§ **PROBLEM DESCRIPTION**
Find how many lines in the data below mention "index". Give the number only.

════

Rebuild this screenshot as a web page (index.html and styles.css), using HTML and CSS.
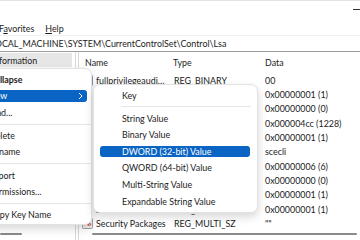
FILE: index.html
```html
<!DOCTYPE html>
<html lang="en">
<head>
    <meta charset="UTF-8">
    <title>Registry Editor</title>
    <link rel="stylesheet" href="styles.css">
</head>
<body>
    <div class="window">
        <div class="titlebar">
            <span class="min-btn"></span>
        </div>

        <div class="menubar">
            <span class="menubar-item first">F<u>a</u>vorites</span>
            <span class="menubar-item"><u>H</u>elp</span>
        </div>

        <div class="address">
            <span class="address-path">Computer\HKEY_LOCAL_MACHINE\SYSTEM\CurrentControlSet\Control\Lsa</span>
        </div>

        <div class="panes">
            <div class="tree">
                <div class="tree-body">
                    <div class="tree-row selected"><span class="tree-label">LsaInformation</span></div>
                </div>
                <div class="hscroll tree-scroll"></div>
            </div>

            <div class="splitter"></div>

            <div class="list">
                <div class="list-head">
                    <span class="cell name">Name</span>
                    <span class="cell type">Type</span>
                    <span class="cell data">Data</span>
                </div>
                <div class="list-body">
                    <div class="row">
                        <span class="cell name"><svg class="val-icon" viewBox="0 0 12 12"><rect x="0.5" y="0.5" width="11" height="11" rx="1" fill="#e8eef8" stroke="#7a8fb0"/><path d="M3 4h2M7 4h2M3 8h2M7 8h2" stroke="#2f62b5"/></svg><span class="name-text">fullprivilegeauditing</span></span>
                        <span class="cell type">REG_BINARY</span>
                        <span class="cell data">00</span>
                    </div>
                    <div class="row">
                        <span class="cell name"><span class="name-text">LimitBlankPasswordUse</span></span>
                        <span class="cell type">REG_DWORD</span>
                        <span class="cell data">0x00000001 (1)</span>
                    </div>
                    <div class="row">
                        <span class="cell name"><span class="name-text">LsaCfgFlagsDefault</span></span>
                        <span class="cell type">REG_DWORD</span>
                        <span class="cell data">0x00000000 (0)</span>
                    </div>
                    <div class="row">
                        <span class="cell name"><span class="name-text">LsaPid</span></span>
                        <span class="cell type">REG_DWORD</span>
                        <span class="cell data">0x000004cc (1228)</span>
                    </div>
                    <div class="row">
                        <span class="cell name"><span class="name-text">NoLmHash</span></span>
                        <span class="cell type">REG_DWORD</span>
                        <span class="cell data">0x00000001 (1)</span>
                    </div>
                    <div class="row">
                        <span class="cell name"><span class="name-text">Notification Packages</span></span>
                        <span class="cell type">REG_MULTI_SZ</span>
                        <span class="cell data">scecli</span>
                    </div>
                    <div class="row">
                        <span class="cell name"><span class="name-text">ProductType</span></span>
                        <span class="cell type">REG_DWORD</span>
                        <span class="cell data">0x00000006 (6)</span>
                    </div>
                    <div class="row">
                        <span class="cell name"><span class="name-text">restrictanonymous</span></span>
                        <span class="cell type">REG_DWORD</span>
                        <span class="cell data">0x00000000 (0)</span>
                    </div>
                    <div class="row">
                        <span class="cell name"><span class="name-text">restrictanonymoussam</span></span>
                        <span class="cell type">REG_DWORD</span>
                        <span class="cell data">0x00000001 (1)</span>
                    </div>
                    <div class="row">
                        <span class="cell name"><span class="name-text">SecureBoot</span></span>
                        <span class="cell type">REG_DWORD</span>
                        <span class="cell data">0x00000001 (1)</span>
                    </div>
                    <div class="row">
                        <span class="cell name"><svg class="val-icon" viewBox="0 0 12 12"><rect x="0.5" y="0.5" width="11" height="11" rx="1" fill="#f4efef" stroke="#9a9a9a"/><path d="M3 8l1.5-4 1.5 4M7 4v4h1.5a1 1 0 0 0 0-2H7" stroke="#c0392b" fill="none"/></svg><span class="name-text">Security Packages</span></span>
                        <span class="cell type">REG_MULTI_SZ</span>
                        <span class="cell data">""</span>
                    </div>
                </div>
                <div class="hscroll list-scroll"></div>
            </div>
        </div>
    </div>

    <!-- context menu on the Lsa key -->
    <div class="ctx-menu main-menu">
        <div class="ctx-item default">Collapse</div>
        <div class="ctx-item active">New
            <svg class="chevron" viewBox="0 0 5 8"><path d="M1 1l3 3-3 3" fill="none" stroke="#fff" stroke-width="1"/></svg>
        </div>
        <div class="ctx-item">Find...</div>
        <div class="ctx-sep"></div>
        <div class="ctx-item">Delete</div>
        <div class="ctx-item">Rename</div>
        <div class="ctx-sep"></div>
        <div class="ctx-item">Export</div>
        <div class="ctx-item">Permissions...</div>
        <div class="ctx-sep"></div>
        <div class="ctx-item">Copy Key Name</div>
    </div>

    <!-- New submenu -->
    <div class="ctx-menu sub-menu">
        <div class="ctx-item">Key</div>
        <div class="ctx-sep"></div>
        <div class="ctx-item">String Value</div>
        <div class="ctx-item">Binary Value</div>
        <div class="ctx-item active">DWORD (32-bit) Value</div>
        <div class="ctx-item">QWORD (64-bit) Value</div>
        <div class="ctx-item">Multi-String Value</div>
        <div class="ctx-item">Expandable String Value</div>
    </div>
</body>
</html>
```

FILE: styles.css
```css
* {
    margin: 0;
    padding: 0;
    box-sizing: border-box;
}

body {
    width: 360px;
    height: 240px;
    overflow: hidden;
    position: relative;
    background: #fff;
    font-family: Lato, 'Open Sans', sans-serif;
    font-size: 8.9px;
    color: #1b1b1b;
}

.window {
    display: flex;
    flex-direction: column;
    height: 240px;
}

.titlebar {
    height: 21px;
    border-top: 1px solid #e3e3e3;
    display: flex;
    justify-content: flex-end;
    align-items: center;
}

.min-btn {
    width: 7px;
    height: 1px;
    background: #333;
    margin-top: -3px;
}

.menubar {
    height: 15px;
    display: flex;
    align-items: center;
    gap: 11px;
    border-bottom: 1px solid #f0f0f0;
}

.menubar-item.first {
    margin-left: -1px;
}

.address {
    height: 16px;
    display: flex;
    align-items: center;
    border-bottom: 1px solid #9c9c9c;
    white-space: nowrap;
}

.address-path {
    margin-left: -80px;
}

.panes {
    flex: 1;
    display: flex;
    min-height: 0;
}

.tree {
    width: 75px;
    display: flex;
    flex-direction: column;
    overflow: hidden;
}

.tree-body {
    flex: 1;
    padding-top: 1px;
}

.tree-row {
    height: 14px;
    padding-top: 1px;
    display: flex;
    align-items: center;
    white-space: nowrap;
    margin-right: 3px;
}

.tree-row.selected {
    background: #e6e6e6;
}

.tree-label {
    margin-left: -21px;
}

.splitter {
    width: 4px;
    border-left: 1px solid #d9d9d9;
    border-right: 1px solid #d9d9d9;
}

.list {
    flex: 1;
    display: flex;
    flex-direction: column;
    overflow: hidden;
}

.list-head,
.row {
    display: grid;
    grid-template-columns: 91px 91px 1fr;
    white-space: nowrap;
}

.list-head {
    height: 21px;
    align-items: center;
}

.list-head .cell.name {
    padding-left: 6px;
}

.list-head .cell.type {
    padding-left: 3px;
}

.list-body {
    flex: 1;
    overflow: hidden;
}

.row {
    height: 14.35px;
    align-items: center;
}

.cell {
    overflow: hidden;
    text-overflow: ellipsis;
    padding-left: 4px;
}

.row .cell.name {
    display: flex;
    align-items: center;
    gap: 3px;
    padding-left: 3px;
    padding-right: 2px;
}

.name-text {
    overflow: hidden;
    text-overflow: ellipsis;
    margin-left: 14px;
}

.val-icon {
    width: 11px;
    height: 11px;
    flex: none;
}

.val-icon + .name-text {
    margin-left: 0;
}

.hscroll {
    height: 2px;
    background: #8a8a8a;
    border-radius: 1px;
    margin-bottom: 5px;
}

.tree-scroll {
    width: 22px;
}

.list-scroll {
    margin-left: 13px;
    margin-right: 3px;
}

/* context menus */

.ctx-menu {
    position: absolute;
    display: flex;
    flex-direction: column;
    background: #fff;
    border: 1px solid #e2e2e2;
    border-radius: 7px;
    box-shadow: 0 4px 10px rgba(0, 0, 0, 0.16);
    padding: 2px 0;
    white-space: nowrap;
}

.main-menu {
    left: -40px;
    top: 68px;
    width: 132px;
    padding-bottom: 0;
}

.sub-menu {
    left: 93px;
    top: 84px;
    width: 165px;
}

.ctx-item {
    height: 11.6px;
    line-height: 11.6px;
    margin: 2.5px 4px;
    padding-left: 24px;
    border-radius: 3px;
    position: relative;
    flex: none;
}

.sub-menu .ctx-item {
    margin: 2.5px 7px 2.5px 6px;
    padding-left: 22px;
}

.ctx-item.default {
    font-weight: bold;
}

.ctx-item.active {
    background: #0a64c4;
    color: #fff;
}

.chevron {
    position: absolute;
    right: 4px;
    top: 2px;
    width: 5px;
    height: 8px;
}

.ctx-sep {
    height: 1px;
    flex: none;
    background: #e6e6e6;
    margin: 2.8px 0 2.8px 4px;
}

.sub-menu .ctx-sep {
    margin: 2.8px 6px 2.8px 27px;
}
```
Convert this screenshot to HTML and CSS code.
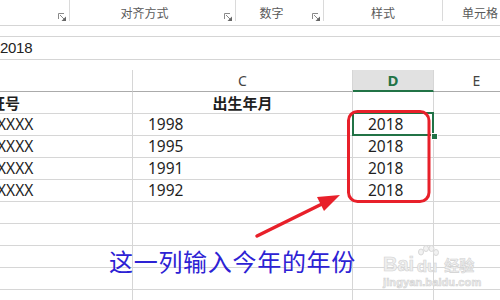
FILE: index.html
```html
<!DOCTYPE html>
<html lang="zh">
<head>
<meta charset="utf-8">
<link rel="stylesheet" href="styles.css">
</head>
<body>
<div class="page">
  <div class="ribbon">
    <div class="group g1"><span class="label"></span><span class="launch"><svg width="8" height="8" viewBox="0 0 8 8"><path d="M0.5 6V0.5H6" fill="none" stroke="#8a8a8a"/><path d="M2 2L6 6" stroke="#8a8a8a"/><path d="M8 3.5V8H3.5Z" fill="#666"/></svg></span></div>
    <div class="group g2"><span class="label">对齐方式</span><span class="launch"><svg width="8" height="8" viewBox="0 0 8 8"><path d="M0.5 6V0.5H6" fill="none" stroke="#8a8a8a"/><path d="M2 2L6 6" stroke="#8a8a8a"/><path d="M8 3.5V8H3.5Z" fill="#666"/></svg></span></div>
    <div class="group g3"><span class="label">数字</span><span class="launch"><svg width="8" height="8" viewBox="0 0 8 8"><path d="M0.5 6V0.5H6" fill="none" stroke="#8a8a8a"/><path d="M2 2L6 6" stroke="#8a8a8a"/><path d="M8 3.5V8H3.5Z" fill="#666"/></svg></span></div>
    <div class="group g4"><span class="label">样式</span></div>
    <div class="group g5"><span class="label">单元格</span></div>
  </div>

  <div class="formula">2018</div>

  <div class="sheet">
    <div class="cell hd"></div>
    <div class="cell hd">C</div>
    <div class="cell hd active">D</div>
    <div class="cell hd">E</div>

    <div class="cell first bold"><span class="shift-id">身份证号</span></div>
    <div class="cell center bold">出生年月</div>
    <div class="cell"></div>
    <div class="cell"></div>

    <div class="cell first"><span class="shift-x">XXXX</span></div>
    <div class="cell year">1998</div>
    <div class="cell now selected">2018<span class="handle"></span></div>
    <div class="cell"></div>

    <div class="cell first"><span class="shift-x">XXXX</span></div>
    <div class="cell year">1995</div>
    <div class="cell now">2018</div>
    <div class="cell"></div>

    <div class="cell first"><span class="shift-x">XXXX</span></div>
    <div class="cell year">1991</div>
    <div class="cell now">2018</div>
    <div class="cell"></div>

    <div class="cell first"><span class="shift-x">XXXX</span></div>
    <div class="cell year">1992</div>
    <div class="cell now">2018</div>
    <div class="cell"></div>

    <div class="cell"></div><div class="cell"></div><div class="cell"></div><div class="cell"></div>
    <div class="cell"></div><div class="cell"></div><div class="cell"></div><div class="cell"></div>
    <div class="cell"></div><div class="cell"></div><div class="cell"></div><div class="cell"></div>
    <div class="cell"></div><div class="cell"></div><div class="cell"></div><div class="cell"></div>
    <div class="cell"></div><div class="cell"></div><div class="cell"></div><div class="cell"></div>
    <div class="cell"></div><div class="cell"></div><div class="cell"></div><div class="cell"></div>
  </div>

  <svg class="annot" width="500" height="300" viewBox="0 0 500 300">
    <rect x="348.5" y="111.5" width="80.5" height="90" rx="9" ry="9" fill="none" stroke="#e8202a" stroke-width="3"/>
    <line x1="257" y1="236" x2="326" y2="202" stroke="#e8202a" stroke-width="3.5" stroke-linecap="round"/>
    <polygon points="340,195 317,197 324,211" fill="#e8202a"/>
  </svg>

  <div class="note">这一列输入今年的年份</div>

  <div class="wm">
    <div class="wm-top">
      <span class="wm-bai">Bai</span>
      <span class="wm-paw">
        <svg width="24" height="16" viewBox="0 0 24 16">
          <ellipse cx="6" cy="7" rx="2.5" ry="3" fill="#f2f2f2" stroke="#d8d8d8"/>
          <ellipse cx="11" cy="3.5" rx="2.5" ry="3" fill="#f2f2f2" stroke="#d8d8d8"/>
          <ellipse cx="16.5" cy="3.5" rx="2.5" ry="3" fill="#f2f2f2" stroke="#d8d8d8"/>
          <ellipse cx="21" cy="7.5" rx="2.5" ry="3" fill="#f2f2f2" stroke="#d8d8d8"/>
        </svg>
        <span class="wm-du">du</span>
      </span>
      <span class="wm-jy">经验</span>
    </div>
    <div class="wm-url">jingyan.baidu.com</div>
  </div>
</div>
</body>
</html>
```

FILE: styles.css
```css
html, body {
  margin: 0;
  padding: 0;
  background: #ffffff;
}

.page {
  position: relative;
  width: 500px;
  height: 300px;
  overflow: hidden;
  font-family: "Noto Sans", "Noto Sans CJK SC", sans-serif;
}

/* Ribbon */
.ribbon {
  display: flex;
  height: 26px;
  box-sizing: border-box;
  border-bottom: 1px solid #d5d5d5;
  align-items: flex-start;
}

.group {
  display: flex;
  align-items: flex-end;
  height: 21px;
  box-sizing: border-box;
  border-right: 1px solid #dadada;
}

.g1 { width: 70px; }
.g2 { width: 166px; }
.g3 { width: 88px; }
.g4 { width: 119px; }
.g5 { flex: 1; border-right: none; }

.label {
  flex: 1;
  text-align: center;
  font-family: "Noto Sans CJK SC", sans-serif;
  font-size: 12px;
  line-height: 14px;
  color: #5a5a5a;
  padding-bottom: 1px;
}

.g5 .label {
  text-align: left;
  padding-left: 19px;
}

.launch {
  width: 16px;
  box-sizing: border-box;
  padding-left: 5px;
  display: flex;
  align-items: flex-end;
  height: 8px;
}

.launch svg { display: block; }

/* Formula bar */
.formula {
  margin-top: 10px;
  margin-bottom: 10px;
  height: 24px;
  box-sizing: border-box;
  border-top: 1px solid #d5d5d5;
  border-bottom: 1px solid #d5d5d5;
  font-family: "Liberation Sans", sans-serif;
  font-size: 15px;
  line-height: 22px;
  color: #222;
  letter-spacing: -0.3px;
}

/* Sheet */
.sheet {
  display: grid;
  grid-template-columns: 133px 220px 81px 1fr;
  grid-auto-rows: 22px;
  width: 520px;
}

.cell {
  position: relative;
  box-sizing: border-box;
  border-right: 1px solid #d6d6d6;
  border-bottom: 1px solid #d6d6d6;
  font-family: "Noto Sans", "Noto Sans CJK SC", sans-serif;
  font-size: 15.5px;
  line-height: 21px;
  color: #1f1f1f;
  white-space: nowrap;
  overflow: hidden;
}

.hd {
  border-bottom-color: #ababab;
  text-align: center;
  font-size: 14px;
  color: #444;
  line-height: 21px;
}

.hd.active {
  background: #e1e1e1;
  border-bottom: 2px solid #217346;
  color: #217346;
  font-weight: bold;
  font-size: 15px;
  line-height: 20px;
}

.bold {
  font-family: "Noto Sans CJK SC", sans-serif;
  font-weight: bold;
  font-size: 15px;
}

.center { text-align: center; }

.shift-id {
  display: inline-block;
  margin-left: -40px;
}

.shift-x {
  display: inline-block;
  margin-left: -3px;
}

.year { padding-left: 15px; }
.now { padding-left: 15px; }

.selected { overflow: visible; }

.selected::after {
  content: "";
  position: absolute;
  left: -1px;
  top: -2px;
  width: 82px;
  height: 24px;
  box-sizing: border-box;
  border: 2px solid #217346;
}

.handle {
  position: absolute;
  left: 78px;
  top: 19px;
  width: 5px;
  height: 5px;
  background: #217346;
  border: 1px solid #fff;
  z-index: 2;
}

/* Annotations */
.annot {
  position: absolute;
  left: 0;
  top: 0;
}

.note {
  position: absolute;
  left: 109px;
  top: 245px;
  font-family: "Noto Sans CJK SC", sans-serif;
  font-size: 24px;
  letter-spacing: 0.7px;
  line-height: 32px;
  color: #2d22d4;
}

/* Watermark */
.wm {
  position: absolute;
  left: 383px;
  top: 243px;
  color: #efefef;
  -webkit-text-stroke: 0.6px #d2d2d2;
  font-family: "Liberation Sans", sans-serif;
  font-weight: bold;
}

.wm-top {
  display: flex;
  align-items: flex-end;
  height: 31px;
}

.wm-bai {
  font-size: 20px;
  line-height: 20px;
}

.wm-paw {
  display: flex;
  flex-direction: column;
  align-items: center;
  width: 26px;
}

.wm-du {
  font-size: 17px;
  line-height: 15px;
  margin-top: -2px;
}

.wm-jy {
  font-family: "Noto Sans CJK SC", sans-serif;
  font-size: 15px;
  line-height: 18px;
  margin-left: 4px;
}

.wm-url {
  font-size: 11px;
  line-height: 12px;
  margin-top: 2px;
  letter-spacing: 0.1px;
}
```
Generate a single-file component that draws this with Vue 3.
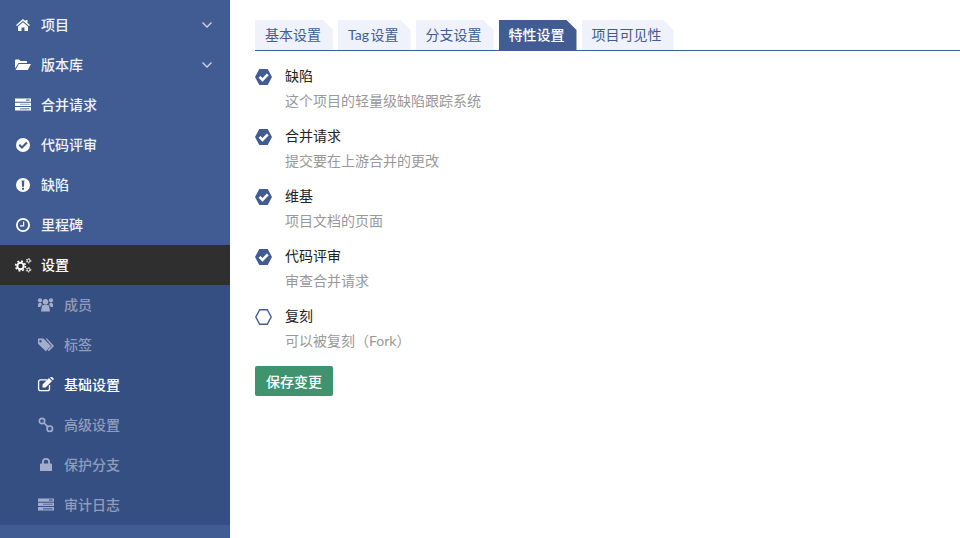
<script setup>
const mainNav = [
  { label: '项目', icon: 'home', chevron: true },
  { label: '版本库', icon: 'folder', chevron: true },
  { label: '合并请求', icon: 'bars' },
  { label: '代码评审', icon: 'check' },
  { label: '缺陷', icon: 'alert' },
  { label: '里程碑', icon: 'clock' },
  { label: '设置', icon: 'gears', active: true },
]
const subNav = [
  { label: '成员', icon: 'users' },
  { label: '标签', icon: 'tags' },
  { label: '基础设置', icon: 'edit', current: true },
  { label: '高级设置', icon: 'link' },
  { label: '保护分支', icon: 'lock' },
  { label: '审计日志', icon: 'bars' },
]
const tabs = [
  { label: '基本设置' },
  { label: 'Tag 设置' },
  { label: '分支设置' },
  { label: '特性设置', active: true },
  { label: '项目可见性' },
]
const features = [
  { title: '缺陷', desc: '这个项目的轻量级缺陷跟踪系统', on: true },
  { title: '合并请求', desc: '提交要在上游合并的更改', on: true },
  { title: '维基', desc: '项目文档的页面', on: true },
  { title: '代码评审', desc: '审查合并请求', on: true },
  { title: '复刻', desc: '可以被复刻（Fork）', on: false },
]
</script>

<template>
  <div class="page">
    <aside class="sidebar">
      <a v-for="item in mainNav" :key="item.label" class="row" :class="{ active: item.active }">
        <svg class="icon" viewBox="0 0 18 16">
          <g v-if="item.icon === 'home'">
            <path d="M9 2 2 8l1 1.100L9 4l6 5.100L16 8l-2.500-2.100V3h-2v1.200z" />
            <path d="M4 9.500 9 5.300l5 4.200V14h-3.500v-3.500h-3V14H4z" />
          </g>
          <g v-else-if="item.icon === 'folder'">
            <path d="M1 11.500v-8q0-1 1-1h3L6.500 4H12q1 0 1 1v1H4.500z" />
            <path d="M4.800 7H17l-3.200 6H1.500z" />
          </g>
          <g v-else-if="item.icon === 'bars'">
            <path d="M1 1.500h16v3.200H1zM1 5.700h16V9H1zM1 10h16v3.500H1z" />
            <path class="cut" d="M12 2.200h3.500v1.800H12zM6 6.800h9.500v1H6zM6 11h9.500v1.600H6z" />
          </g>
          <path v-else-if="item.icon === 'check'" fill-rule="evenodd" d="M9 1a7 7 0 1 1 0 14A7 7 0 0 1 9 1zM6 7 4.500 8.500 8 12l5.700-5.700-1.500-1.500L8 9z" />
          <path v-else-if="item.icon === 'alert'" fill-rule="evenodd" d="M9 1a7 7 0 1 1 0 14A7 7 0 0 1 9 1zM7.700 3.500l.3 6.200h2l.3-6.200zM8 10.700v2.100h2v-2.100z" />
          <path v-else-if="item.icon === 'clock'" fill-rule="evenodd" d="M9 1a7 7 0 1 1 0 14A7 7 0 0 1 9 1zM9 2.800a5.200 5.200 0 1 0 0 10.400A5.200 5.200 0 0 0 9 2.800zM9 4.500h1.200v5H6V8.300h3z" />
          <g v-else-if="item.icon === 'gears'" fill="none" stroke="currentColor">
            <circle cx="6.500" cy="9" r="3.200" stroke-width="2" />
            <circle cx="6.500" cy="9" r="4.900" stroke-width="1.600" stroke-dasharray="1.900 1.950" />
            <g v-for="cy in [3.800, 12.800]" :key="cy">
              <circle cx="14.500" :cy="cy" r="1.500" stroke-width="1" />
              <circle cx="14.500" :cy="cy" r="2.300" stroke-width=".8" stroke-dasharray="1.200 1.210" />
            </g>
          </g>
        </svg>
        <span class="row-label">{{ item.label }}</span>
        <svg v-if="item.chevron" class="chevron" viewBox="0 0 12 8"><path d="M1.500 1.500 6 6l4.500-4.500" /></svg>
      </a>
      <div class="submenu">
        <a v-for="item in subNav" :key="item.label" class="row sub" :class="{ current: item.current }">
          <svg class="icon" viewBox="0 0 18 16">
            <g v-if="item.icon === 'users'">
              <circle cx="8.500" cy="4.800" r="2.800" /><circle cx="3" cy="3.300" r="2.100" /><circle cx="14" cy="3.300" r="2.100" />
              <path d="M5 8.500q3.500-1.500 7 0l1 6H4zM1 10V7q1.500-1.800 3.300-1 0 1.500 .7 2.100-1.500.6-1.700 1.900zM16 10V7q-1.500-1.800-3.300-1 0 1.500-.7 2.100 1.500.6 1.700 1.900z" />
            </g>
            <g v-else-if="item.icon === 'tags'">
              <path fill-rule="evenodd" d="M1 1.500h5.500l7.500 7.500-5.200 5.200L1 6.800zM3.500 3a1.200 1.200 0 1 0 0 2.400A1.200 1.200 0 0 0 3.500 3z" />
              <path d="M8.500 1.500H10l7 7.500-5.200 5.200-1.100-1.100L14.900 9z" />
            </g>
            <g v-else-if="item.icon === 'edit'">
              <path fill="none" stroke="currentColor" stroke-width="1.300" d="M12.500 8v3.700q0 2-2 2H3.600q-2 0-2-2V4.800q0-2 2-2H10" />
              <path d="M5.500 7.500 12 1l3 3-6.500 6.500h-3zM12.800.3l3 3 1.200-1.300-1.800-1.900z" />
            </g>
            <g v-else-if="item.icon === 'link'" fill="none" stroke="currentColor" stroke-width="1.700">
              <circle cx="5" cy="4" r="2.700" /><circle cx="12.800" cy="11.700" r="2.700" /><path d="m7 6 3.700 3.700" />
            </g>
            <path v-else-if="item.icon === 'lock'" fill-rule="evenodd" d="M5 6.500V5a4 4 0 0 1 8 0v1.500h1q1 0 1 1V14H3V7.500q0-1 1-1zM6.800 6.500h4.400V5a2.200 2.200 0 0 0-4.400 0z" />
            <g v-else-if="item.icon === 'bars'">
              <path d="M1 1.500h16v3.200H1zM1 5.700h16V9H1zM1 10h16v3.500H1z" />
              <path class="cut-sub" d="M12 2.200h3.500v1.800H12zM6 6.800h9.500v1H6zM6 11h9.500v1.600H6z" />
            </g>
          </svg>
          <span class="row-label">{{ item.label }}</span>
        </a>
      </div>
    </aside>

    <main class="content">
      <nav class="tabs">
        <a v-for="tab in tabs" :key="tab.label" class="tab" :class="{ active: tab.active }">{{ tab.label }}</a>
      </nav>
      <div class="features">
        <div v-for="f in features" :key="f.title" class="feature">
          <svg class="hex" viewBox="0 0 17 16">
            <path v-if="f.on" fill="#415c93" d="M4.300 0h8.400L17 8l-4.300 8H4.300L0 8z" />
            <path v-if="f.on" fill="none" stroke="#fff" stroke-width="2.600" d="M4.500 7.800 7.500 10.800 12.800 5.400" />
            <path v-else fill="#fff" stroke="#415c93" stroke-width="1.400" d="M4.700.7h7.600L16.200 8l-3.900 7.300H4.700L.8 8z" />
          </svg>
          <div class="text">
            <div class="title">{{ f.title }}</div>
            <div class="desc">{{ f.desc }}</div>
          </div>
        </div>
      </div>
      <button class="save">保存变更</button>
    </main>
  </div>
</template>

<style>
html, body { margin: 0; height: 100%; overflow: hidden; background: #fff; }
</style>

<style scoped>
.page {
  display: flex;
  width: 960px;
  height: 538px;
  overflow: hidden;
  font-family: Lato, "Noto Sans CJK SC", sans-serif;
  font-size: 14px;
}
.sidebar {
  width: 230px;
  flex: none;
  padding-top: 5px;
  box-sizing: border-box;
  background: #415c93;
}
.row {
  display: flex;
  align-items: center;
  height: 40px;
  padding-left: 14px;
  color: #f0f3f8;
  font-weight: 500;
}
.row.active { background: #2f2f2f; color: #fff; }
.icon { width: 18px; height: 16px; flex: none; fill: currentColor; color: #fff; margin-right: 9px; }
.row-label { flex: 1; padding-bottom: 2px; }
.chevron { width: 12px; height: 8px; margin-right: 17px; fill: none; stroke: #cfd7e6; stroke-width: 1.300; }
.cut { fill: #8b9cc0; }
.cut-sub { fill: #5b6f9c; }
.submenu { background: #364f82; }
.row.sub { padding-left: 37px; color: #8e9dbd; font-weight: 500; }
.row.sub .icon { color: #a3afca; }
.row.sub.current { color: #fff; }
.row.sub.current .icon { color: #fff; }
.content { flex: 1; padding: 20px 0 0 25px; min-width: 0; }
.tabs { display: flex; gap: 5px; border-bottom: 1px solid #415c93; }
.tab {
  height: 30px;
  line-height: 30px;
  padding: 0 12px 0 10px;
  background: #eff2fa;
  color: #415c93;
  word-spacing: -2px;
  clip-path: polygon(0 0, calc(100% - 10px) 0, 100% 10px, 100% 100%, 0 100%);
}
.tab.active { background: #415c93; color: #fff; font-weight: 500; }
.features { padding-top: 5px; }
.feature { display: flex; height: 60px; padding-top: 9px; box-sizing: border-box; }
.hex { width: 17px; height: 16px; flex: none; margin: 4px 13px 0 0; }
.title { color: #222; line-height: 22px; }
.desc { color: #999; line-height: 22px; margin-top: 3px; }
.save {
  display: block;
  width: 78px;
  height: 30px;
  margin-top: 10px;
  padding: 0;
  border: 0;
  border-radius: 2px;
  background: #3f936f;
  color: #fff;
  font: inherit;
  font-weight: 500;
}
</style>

════

§ **CORRECT OUTPUT**
4